[RFC PATCH v4 06/28] sched: Save the per LLC utilization for better cache aware scheduling

Chen Yu posted 28 patches 1 month, 3 weeks ago
[RFC PATCH v4 06/28] sched: Save the per LLC utilization for better cache aware scheduling
Posted by Chen Yu 1 month, 3 weeks ago
When a system gets busy and a process's preferred LLC
is saturated by too many threads within this process, there are significant
in-LLC task migrations within its preferred LLC. This leads to migration
latency and degrades performance.
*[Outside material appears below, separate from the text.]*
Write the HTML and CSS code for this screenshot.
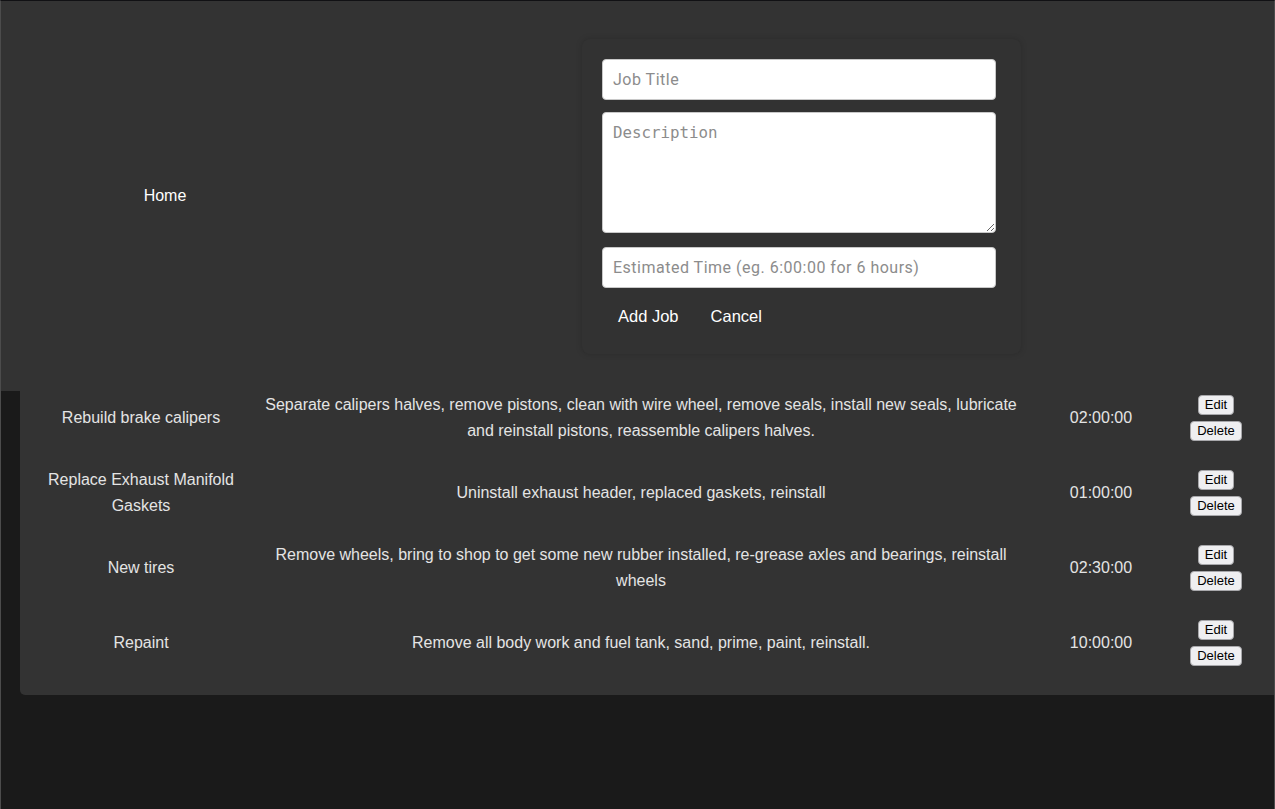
FILE: index.html
```html
<!DOCTYPE html>
<html lang="en">
<head>
<meta charset="utf-8">
<title>Jobs</title>
<link rel="stylesheet" href="styles.css">
</head>
<body>
<div class="frame">
  <header class="header">
    <nav class="nav"><a class="nav-link">Home</a></nav>
    <form class="panel">
      <input class="field" type="text" placeholder="Job Title">
      <textarea class="field area" placeholder="Description"></textarea>
      <input class="field time" type="text" placeholder="Estimated Time (eg. 6:00:00 for 6 hours)">
      <div class="actions">
        <button type="button" class="link-btn">Add Job</button>
        <button type="button" class="link-btn">Cancel</button>
      </div>
    </form>
  </header>
  <section class="card">
    <table class="jobs">
      <colgroup>
        <col class="c-title"><col class="c-desc"><col class="c-time"><col class="c-act">
      </colgroup>
      <tbody>
        <tr>
          <td>Rebuild brake calipers</td>
          <td>Separate calipers halves, remove pistons, clean with wire wheel, remove seals, install new seals, lubricate and reinstall pistons, reassemble calipers halves.</td>
          <td>02:00:00</td>
          <td><div class="btns"><button class="mini">Edit</button><button class="mini">Delete</button></div></td>
        </tr>
        <tr>
          <td>Replace Exhaust Manifold Gaskets</td>
          <td>Uninstall exhaust header, replaced gaskets, reinstall</td>
          <td>01:00:00</td>
          <td><div class="btns"><button class="mini">Edit</button><button class="mini">Delete</button></div></td>
        </tr>
        <tr>
          <td>New tires</td>
          <td>Remove wheels, bring to shop to get some new rubber installed, re-grease axles and bearings, reinstall wheels</td>
          <td>02:30:00</td>
          <td><div class="btns"><button class="mini">Edit</button><button class="mini">Delete</button></div></td>
        </tr>
        <tr>
          <td>Repaint</td>
          <td>Remove all body work and fuel tank, sand, prime, paint, reinstall.</td>
          <td>10:00:00</td>
          <td><div class="btns"><button class="mini">Edit</button><button class="mini">Delete</button></div></td>
        </tr>
      </tbody>
    </table>
  </section>
</div>
</body>
</html>
```
FILE: styles.css
```css
* { box-sizing: border-box; }
html, body {
  margin: 0;
  padding: 0;
  background: #1a1a1a;
}
body {
  font-family: "Liberation Sans", Arial, sans-serif;
  font-size: 16px;
}
.frame {
  height: 809px;
  border-top: 1px solid #111114;
  border-left: 1px solid #4c4c4c;
  border-right: 1px solid #4c4c4c;
  overflow: hidden;
  background: #1a1a1a;
}
.header {
  height: 390px;
  background: #333333;
  display: flex;
  align-items: center;
}
.nav {
  width: 328px;
  text-align: center;
}
.nav-link {
  color: #ffffff;
  font-size: 16px;
  text-decoration: none;
}
.panel {
  margin: 0 0 0 253px;
  width: 439px;
  padding: 20px 25px 20px 20px;
  background: #323232;
  border-radius: 8px;
  box-shadow: 0 0 6px rgba(0, 0, 0, 0.18);
  display: flex;
  flex-direction: column;
}
.field {
  display: block;
  width: 394px;
  height: 41px;
  margin: 0;
  padding: 0 10px;
  border: 1px solid #c8c8c8;
  border-radius: 4px;
  background: #ffffff;
  font-family: Roboto, "Liberation Sans", sans-serif;
  font-size: 16px;
  letter-spacing: 0.5px;
  color: #222;
  outline: none;
}
.field::placeholder { color: #8c8c8c; }
.area {
  height: 121px;
  margin-top: 12px;
  padding: 10px;
  font-family: "DejaVu Sans Mono", monospace;
  font-size: 15.8px;
  letter-spacing: 0;
  line-height: 19px;
  resize: vertical;
}
.time { margin-top: 14px; }
.actions {
  display: flex;
  margin-top: 10px;
}
.link-btn {
  background: transparent;
  border: 0;
  color: #ffffff;
  font-family: "Liberation Sans", Arial, sans-serif;
  font-size: 16.5px;
  line-height: 20px;
  padding: 8px 16px;
  cursor: pointer;
}
.card {
  margin: -11px 0 0 19px;
  width: 1280px;
  padding-bottom: 15px;
  background: #333333;
  border-radius: 0 0 0 5px;
  position: relative;
}
.jobs {
  border-collapse: collapse;
  table-layout: fixed;
  width: 1230px;
  color: #e4e4e4;
  font-size: 16px;
  line-height: 26px;
}
.c-title { width: 242px; }
.c-desc { width: 758px; }
.c-time { width: 162px; }
.c-act { width: 68px; }
.jobs td {
  height: 75px;
  padding: 0;
  text-align: center;
  vertical-align: middle;
}
.jobs td:first-child { padding: 0 22px; }
.jobs td:nth-child(2) { padding: 0; }
.btns {
  display: flex;
  flex-direction: column;
  align-items: center;
  gap: 6px;
}
.mini {
  font-family: "Liberation Sans", Arial, sans-serif;
  font-size: 13px;
  line-height: 16px;
  padding: 1px 6px;
  color: #000;
  background: #efeff1;
  border: 1px solid #a8a8ab;
  border-radius: 4px;
}
```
Ideally, task aggregation should be
inhibited if the task's preferred LLC is overloaded. This implies that a
metric is needed to indicate whether the LLC is busy.

Store the per-LLC utilization calculated via periodic load
balancing. These statistics will be used in subsequent patches to
determine whether tasks should be aggregated to their preferred LLC.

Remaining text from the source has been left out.